== Records supplied ==
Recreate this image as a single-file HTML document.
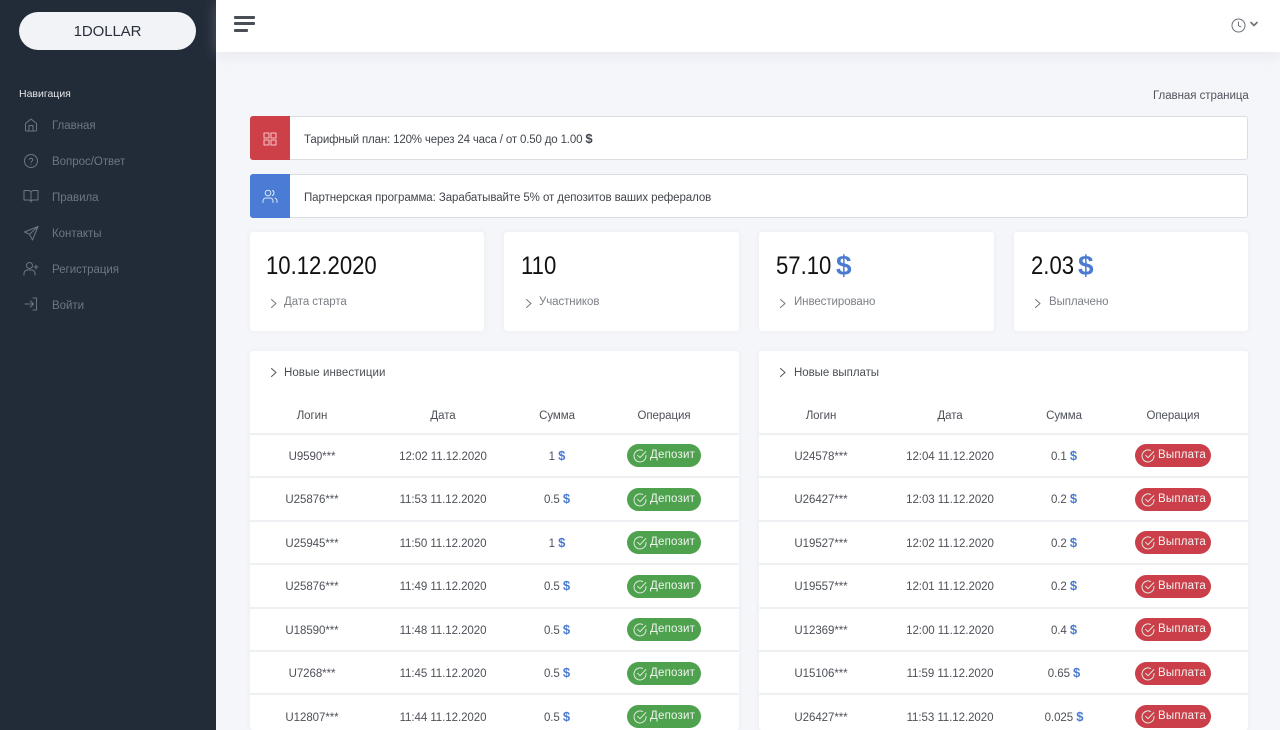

--

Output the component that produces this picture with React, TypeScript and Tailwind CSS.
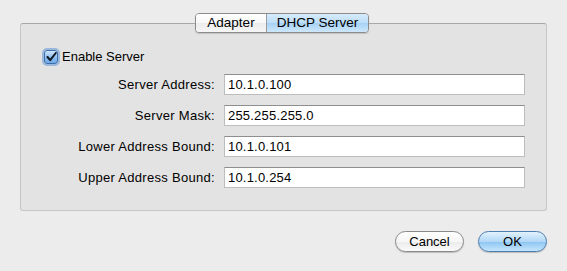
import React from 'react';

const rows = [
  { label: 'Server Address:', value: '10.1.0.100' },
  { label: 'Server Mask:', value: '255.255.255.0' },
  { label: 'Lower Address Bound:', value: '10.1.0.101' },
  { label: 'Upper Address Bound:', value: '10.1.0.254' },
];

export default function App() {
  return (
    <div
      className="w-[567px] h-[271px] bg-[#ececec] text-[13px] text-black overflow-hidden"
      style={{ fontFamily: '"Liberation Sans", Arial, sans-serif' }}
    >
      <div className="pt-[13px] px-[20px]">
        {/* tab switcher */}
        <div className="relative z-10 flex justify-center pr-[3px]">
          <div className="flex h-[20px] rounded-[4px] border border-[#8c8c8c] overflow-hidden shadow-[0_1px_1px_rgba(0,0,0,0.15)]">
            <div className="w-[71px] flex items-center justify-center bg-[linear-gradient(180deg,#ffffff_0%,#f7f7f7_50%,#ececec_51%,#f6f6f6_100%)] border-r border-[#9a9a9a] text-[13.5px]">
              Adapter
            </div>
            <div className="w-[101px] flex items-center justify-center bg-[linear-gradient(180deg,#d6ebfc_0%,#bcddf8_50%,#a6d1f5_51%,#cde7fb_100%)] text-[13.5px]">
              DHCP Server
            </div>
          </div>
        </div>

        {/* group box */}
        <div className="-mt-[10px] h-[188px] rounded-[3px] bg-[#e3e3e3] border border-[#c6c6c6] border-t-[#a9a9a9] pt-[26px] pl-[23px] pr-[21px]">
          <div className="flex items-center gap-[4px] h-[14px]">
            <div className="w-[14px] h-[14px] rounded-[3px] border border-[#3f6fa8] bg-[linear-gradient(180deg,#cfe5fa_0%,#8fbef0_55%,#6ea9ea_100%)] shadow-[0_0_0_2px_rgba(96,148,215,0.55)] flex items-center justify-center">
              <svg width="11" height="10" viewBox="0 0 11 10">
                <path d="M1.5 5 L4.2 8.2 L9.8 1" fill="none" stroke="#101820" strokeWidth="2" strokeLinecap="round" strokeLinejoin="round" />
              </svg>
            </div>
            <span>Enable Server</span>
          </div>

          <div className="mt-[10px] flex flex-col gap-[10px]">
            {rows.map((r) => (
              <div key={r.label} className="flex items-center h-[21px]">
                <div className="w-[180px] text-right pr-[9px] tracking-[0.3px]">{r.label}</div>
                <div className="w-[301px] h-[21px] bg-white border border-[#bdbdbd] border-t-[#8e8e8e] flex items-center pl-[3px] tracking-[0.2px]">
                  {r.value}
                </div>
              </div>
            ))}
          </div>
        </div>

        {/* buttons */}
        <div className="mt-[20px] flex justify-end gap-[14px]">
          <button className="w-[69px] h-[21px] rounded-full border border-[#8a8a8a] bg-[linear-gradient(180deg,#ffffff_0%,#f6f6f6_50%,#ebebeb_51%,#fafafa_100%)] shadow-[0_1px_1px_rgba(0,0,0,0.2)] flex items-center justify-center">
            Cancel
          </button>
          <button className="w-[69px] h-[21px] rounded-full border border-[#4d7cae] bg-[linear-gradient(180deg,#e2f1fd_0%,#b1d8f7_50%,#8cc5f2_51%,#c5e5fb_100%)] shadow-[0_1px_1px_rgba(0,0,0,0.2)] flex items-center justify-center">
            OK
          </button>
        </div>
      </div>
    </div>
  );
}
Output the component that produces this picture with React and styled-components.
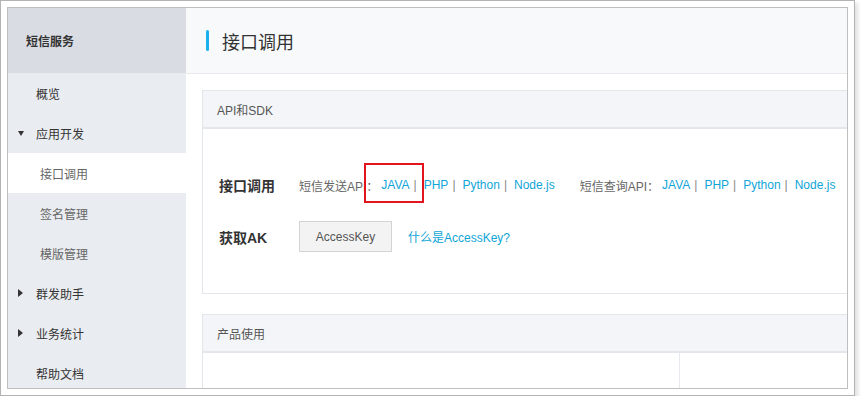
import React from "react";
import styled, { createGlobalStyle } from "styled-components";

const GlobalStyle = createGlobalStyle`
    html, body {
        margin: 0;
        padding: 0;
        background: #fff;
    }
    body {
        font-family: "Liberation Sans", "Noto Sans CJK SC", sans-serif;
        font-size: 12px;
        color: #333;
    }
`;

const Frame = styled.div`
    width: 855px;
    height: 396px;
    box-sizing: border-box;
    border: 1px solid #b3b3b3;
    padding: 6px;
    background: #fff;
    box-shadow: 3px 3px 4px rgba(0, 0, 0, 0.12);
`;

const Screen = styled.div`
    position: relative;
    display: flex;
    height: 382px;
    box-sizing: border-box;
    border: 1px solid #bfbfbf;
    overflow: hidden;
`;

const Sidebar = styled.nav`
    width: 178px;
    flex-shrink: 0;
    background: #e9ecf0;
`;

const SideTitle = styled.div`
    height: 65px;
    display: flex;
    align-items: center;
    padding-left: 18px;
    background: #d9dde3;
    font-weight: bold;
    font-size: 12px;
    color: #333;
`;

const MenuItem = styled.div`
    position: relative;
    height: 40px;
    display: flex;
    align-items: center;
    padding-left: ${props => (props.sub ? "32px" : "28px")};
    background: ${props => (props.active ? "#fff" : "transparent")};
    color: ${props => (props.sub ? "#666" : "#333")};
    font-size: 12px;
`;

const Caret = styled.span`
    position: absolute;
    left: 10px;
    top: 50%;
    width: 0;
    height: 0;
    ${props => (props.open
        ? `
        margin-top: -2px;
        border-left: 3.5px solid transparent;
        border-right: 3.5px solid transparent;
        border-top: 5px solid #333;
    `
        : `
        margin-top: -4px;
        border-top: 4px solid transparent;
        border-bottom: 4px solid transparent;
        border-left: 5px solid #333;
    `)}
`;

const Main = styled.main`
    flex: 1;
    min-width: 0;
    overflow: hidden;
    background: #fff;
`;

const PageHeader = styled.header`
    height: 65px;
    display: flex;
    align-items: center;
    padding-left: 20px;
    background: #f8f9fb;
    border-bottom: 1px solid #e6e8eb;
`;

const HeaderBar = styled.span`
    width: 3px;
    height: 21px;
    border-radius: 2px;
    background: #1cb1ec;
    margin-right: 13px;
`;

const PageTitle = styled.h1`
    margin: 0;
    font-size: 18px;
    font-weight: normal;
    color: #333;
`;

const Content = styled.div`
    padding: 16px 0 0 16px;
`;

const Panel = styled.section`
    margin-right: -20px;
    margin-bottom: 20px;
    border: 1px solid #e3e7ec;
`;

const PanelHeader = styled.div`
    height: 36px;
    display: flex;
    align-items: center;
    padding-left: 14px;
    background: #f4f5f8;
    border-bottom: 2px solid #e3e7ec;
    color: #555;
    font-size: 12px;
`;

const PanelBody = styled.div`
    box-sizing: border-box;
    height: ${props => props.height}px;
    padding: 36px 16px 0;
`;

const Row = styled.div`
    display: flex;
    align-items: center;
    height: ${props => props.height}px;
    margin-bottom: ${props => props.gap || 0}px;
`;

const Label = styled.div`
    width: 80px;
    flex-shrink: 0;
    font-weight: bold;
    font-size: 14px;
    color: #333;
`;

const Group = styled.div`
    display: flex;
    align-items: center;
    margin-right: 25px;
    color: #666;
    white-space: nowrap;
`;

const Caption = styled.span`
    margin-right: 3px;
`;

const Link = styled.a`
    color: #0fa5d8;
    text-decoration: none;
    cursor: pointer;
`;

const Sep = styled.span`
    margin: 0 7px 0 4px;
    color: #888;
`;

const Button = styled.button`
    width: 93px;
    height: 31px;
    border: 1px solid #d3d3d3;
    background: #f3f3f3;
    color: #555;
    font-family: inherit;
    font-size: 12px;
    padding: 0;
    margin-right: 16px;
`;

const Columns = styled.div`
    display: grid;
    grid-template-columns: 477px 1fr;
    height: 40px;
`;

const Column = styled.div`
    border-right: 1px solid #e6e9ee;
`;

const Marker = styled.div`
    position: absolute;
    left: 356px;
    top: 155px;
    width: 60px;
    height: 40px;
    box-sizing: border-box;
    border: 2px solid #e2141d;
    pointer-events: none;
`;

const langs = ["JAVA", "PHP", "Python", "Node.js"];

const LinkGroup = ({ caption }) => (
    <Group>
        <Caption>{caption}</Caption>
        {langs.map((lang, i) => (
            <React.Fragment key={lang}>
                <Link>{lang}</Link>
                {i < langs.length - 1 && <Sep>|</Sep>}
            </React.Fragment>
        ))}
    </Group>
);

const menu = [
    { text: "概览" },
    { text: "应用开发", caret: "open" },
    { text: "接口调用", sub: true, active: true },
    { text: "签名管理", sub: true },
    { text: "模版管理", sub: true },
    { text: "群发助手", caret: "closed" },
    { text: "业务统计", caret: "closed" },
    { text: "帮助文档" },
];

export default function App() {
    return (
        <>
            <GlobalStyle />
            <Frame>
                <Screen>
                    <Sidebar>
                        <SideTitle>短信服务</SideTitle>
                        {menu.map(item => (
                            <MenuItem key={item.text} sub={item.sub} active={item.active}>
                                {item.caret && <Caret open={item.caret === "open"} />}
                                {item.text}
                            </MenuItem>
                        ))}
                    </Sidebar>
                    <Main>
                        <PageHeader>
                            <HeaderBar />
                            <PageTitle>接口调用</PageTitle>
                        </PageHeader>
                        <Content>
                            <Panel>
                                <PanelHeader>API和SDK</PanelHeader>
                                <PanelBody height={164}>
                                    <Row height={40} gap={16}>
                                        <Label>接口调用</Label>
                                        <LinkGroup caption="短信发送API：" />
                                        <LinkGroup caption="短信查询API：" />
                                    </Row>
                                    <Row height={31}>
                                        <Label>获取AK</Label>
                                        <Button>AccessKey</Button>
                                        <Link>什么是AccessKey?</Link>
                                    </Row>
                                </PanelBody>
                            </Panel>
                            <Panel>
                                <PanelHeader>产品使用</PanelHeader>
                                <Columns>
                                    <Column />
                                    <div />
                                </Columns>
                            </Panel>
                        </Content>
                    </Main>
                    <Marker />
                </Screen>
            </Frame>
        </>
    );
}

==

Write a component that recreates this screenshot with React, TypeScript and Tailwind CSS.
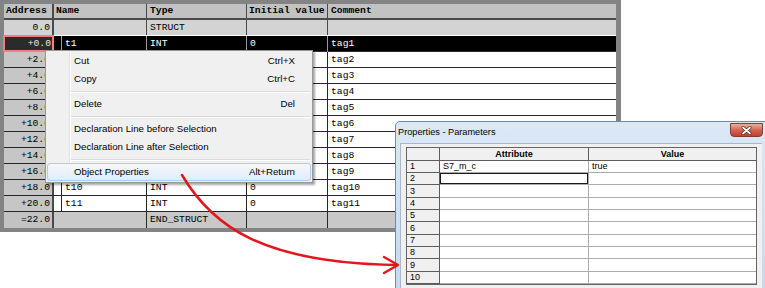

== Your goal ==
Each line in the data that holds the string "this" should be found and copied.

== Reply to the exercise ==
Recreate this image as a single-file HTML document.
Output the component that produces this picture with React, TypeScript and Tailwind CSS.
Output the component that produces this picture with React and styled-components.
Write a component that recreates this screenshot with React, TypeScript and Tailwind CSS.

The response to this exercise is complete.